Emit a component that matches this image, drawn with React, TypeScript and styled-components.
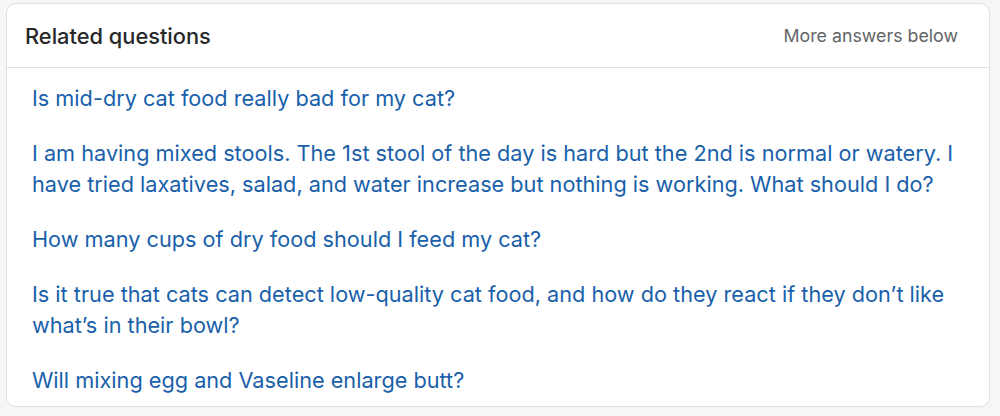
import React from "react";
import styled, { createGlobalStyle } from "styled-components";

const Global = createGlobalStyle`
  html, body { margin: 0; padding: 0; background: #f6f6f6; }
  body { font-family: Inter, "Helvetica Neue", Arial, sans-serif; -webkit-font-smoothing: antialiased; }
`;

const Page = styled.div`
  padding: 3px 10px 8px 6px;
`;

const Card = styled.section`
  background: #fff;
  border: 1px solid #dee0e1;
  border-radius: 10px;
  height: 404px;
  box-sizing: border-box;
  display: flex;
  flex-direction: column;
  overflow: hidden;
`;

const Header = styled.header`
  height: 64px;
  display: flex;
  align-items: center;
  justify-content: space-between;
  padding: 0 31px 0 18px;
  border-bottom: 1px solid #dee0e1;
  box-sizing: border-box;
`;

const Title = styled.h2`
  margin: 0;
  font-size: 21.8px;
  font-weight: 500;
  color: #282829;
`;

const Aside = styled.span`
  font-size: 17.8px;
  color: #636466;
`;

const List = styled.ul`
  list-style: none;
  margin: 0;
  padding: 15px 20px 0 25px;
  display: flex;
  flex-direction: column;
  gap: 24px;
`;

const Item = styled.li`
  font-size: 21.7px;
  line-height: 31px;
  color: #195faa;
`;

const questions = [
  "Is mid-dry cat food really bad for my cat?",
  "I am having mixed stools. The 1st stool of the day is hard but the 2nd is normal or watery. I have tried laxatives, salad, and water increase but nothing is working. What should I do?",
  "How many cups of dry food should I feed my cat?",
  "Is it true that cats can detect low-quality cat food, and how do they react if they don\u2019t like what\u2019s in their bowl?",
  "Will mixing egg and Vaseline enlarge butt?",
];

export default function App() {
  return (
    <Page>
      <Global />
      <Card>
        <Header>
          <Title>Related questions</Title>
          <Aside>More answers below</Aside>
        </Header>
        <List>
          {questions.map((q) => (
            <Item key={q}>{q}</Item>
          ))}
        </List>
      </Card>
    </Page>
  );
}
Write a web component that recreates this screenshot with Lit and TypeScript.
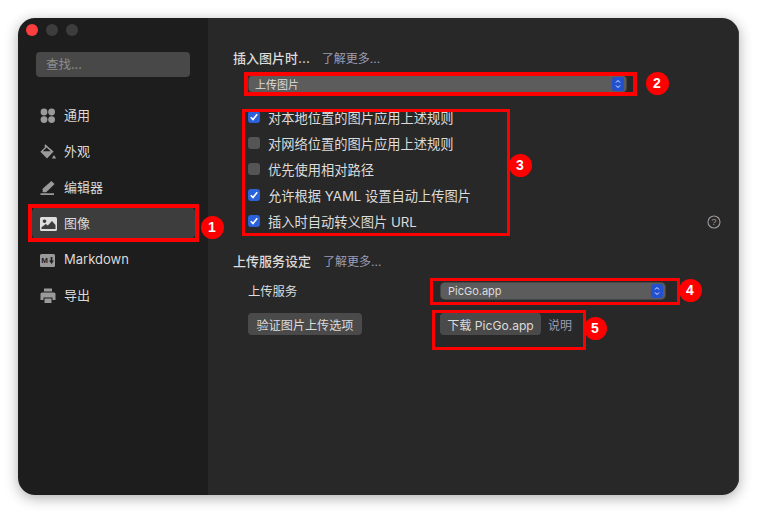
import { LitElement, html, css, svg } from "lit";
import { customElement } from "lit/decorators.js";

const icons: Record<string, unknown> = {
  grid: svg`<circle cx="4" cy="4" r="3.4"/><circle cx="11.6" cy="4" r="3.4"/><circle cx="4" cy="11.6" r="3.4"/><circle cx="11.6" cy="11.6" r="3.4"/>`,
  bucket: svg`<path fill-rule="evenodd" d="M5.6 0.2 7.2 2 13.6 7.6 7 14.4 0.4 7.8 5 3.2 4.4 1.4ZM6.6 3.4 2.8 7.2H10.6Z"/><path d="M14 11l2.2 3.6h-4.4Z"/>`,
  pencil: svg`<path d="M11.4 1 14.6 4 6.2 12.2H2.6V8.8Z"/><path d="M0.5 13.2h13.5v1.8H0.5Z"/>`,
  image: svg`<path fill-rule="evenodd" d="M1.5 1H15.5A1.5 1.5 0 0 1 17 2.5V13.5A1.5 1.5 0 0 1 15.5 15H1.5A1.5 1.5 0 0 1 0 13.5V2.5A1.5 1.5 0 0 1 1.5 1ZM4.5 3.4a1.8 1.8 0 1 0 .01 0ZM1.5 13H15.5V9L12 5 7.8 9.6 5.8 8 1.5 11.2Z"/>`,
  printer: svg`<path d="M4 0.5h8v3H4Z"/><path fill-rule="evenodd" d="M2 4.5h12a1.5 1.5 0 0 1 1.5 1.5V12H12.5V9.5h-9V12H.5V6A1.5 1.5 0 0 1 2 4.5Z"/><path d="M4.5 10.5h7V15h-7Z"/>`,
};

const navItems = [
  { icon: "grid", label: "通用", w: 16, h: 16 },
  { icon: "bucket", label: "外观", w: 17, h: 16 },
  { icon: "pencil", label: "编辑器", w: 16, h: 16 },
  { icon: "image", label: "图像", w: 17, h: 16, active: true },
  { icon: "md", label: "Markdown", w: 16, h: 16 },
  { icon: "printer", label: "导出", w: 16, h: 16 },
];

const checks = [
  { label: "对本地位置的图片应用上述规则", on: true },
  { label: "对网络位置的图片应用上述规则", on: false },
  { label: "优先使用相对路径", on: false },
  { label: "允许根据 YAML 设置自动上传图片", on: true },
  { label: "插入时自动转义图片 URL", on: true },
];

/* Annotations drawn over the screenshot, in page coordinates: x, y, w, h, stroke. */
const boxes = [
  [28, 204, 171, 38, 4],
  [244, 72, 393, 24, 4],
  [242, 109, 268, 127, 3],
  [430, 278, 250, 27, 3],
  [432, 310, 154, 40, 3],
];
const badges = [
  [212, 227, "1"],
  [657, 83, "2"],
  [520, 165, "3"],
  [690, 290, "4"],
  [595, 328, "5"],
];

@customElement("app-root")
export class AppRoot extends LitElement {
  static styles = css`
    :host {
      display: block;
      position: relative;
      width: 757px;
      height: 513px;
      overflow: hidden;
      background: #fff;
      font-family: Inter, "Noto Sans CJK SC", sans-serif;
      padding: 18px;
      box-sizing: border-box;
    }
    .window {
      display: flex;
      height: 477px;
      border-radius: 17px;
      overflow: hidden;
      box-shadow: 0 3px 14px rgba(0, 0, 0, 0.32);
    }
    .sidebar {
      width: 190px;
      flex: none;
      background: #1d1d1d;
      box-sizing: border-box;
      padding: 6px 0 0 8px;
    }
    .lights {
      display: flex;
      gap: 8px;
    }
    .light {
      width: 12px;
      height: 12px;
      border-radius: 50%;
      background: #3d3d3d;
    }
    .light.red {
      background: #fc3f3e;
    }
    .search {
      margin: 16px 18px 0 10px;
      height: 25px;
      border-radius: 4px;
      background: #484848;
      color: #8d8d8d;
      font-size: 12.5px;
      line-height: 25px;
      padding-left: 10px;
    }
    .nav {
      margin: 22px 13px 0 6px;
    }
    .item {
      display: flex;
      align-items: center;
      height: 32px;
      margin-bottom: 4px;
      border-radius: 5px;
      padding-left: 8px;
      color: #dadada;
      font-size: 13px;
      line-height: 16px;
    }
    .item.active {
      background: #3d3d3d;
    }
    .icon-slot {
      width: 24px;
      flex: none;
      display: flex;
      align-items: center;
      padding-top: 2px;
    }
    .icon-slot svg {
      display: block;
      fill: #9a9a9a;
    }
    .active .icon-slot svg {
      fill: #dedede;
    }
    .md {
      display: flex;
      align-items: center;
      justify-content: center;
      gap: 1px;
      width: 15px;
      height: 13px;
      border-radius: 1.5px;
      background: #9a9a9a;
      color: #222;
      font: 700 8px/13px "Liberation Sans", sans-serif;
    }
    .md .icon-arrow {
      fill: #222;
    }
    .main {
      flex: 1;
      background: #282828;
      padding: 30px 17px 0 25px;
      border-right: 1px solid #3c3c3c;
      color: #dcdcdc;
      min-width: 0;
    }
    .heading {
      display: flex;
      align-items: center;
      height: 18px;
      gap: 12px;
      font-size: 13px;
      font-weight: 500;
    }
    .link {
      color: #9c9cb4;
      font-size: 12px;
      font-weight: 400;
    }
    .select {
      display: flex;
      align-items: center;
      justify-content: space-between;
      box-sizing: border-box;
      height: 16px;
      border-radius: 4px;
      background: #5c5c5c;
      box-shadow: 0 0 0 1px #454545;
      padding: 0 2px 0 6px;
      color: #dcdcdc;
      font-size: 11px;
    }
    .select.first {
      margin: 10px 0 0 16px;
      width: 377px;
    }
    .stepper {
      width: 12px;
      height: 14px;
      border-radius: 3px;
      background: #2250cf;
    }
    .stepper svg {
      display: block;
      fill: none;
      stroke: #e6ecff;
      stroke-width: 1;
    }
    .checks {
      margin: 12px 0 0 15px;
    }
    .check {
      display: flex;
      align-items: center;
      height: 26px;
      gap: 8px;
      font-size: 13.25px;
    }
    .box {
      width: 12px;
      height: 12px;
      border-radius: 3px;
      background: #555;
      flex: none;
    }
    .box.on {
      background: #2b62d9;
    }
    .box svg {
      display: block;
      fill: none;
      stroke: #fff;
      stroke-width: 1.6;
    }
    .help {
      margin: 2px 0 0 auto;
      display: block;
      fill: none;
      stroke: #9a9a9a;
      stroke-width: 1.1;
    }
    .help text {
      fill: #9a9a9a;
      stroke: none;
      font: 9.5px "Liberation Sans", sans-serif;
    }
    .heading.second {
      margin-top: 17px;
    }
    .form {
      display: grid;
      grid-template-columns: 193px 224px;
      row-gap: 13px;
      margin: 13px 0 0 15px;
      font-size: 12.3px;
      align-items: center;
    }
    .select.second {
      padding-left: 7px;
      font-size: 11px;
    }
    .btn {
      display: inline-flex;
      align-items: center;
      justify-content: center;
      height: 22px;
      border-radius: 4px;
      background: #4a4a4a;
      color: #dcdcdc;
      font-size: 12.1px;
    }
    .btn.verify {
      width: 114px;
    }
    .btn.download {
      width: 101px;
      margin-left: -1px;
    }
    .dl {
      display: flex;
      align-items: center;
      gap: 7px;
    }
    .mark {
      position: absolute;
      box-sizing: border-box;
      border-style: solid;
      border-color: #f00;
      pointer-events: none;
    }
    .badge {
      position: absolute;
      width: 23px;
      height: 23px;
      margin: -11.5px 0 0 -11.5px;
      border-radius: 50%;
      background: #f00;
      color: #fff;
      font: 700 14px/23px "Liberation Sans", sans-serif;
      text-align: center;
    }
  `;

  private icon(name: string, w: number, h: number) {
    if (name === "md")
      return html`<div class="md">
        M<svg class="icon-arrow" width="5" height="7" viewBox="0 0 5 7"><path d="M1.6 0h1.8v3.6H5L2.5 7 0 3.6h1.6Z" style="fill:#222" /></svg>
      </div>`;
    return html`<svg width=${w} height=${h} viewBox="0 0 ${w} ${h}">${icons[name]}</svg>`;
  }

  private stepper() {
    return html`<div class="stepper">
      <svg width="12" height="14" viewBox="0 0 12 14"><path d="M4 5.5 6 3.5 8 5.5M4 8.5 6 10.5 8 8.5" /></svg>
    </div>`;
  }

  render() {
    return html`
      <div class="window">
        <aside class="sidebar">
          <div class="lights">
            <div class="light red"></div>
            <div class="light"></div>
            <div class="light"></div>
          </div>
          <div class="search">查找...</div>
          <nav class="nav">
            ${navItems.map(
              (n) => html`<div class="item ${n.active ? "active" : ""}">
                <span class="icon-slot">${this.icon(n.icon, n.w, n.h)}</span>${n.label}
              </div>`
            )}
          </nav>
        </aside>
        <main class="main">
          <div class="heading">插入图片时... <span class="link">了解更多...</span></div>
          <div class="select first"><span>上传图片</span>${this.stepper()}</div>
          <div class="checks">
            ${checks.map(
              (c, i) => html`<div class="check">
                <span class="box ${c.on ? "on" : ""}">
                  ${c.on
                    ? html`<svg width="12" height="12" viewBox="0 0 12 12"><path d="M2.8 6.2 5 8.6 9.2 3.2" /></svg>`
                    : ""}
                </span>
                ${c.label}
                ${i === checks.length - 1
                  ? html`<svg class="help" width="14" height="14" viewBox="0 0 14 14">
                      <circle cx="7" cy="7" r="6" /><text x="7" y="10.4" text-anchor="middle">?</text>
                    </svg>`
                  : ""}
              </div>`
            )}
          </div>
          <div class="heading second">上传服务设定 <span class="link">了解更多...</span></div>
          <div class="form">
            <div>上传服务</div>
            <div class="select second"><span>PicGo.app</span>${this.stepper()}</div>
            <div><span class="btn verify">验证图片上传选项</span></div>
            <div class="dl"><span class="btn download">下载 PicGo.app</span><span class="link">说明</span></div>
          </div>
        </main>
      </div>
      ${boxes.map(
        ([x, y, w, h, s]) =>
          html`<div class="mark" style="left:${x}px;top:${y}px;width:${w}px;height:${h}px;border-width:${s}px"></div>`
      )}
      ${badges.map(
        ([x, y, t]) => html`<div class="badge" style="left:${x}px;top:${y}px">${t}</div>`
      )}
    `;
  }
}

┄┄┄┄┄┄

Search the data for "that" and list every line in which it occurs.

Emit a component that matches this image, drawn with React, TypeScript and styled-components.
  "Is it true that cats can detect low-quality cat food, and how do they react if they don\u2019t like what\u2019s in their bowl?",
Write a web component that recreates this screenshot with Lit and TypeScript.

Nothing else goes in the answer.